| Written request |
Starting at the first line of the data, print each line verbatim up to and including the line bearing "const headers = ['故障类型', '故障模式', '潜在原因', '行为能力', 'ADS", omitting pictures.
+--
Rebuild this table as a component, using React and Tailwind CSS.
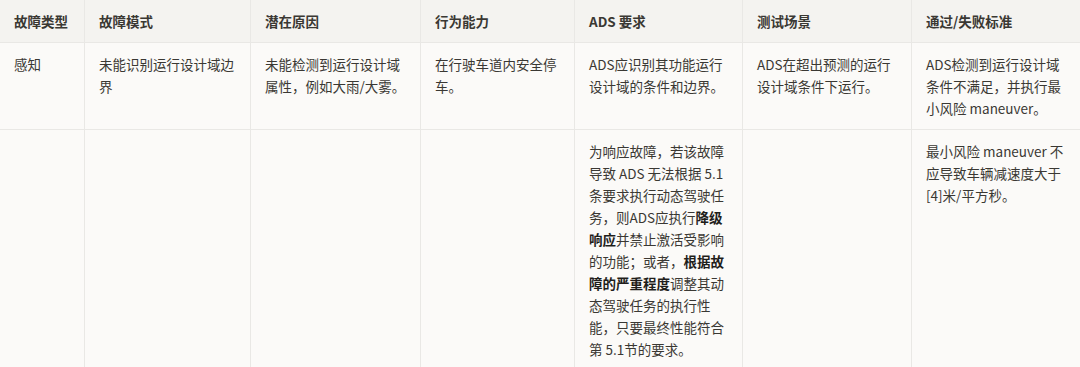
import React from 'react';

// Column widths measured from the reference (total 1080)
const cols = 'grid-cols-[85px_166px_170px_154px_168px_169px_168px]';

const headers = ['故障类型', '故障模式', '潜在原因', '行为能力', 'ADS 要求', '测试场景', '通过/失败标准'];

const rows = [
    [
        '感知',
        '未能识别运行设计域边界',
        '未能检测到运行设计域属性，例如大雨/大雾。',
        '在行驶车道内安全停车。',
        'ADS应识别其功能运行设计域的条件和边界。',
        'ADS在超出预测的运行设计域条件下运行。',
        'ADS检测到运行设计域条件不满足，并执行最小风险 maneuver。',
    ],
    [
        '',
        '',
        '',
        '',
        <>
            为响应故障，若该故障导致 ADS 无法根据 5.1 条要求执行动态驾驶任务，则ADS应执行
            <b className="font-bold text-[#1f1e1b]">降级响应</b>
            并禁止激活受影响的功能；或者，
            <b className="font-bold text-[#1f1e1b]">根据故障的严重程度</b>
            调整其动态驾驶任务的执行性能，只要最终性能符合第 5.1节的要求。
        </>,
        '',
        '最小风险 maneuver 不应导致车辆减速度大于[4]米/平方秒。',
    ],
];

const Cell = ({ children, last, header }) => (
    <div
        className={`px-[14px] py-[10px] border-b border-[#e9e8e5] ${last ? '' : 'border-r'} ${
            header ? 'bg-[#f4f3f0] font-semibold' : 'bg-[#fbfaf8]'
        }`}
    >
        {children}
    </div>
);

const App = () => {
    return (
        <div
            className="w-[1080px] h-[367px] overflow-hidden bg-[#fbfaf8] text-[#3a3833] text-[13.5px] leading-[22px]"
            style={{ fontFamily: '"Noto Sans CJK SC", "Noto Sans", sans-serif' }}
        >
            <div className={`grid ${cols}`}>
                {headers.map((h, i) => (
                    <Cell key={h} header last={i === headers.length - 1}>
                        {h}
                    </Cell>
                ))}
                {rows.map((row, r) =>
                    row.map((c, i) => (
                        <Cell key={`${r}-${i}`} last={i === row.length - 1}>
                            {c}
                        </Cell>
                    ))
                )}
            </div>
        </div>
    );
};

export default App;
+--
| Answer for this exercise |
Rebuild this table as a component, using React and Tailwind CSS.
import React from 'react';

// Column widths measured from the reference (total 1080)
const cols = 'grid-cols-[85px_166px_170px_154px_168px_169px_168px]';

const headers = ['故障类型', '故障模式', '潜在原因', '行为能力', 'ADS 要求', '测试场景', '通过/失败标准'];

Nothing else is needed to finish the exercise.